Dieses Misstrauen, so Meier, entstehe aber nicht nur durch einige Einzelfälle. «Der direkte Kontakt zwischen den Eltern und der Betreuungsperson wird immer kleiner.» Zeit sei ein kostbares Gut geworden. «Ein Klima des Vertrauens und der Akzeptanz zwischen der Betreuungsperson und den Eltern kann nur mit Zeit und Nähe aufgebaut werden.» Eine Distanzierung zwischen beiden Parteien vertiefen den Graben und die Folgen seien für alle gravierend.
Meier kritisiert aber auch mangelnde Kommunikation zwischen den beiden Erziehungsparteien. «Transparente Kommunikation und Klarheit bezüglich geltender Normen und Regeln in der Institution sind extrem wichtig. Besonders auch im Angesicht von Migration und Sprachbarrieren.
«Es ist leicht zu sagen, Erziehung ist Frauensache»
Harry Meier und Robert Petrillo wünschen sich beide eine höhere Männerquote im Beruf. Meier beteuert gegenüber BLICK, wie wichtig eine männliche Bezugsperson für Kinder sei. «Es ist leicht zu sagen, Erziehung ist Frauensache. Das stimmt so aber nicht.»
Auch Petrillo ist überzeugt, dass männliche Erzieher gut für die Kinder aber auch für die Gesellschaft sind. Es würde die Rolle des Mannes in der Gesellschaft stärken. «Alle denken beim Wort Kinderbetreuung an Mütter oder an Kindergärtnerinnen und Erzieherinnen. Dabei können wir Männer das genauso gut.»
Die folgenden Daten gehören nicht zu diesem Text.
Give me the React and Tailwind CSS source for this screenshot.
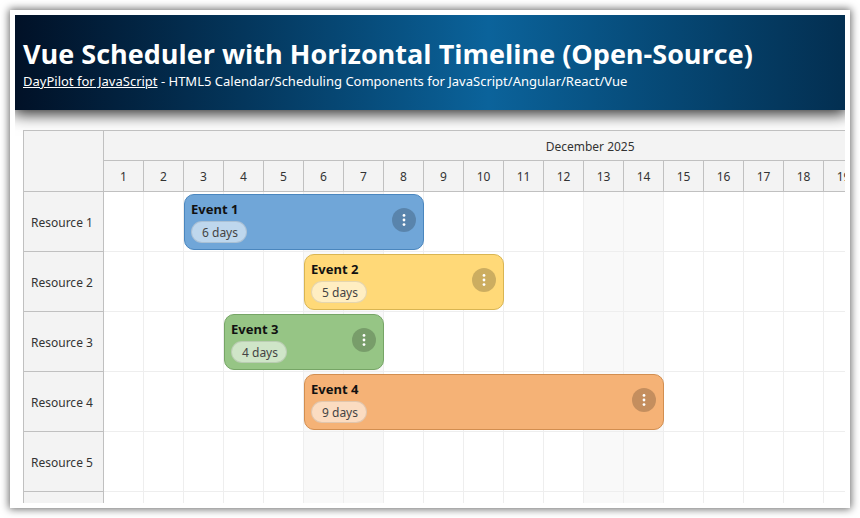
import React from "react";

const days = Array.from({ length: 19 }, (_, i) => i + 1);
const weekend = [6, 7, 13, 14];

const resources = [
  {
    name: "Resource 1",
    event: { title: "Event 1", start: 3, length: 6, color: "bg-[#70a6d8] border-[#4a86be]" }
  },
  {
    name: "Resource 2",
    event: { title: "Event 2", start: 6, length: 5, color: "bg-[#ffd978] border-[#d9b552]" }
  },
  {
    name: "Resource 3",
    event: { title: "Event 3", start: 4, length: 4, color: "bg-[#96c585] border-[#76a566]" }
  },
  {
    name: "Resource 4",
    event: { title: "Event 4", start: 6, length: 9, color: "bg-[#f5b276] border-[#d28e50]" }
  },
  { name: "Resource 5" },
  { name: "" }
];

const CELL = 40;

function EventBox({ event }) {
  return (
    <div
      className={`absolute left-0 top-0.5 z-10 h-14 rounded-[10px] border pl-1.5 pt-[5px] text-left ${event.color}`}
      style={{ width: event.length * CELL }}
    >
      <div className="text-[13px] leading-[18px] font-bold text-[#111]">{event.title}</div>
      <span className="mt-[3px] inline-flex h-[22px] items-center rounded-full border border-black/10 bg-white/55 pl-2.5 pr-2 pt-0.5 text-[12px] text-[#444]">
        {event.length} days
      </span>
      <button
        type="button"
        aria-label={`${event.title} menu`}
        className="absolute right-[7px] top-[13px] flex size-6 items-center justify-center rounded-full bg-black/20"
      >
        <svg viewBox="0 0 24 24" className="size-6" fill="#fff">
          <circle cx="12" cy="7.4" r="1.4" />
          <circle cx="12" cy="12" r="1.4" />
          <circle cx="12" cy="16.6" r="1.4" />
        </svg>
      </button>
    </div>
  );
}

function Scheduler() {
  return (
    <table className="table-fixed border-separate border-spacing-0 border-l border-t border-[#c0c0c0] w-[841px] text-[12px] text-[#333]">
      <colgroup>
        <col className="w-20" />
        {days.map(d => <col key={d} className="w-10" />)}
      </colgroup>
      <thead>
        <tr>
          <td rowSpan={2} className="border-r border-b border-[#c0c0c0] bg-[#f3f3f3]"></td>
          <th colSpan={19} className="h-[30px] border-b border-[#c0c0c0] bg-[#f3f3f3] p-0 pt-0.5 pl-[212px] text-center font-normal">
            December 2025
          </th>
        </tr>
        <tr>
          {days.map(d => (
            <th key={d} className="h-[31px] border-r border-b border-[#c0c0c0] bg-[#f3f3f3] p-0 pt-0.5 font-normal">
              {d}
            </th>
          ))}
        </tr>
      </thead>
      <tbody>
        {resources.map(r => (
          <tr key={r.name}>
            <th className="h-[60px] border-r border-b border-[#c0c0c0] bg-[#f3f3f3] p-0 pt-0.5 pl-[7px] text-left font-normal whitespace-nowrap">
              {r.name}
            </th>
            {days.map(d => (
              <td
                key={d}
                className={`relative border-r border-b border-[#eee] p-0 align-top ${
                  weekend.includes(d) ? "bg-[#f9f9f9]" : "bg-white"
                }`}
              >
                {r.event && r.event.start === d && <EventBox event={r.event} />}
              </td>
            ))}
          </tr>
        ))}
      </tbody>
    </table>
  );
}

function App() {
  return (
    <div className="flex h-screen flex-col bg-white p-2.5 font-['Noto_Sans','Open_Sans',sans-serif]">
      <div className="flex min-h-0 flex-1 flex-col bg-white p-[5px] shadow-[0_0_8px_1px_rgba(0,0,0,0.6)]">
        <div className="min-h-0 flex-1 overflow-hidden">
          <header className="bg-linear-to-r from-[#011127] via-[#0b639b] via-57% to-[#032f51] px-2 pt-5 pb-5 text-white shadow-[0_2px_15px_2px_rgba(0,0,0,0.85)]">
            <h1 className="font-['Open_Sans','Noto_Sans',sans-serif] text-[27px] leading-[38px] font-bold whitespace-nowrap">
              Vue Scheduler with Horizontal Timeline (Open-Source)
            </h1>
            <p className="text-[13px] leading-[17px] whitespace-nowrap">
              <a href="#" className="underline">DayPilot for JavaScript</a> - HTML5 Calendar/Scheduling
              Components for JavaScript/Angular/React/Vue
            </p>
          </header>
          <main className="px-2 pt-5">
            <Scheduler />
          </main>
        </div>
      </div>
    </div>
  );
}

export default App;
«Wie ist es eigentlich…?» ist ein neues Format von Blick.ch. Darin zeigen wir Menschen und ihre Berufe. Uns interessiert dabei ihr Alltag und nicht die Ausnahmen, wenn etwas Schlagzeilen macht. Aber wir wollen die Antwort nicht von Experten oder Politikern hören, sondern von den Leserinnen und Lesern. Manchmal sind die Fragen etwas spezifischer, manchmal sehr generell. Einige Fragen sollte man nicht stellen, andere darf man nicht stellen. Wir tun es trotzdem.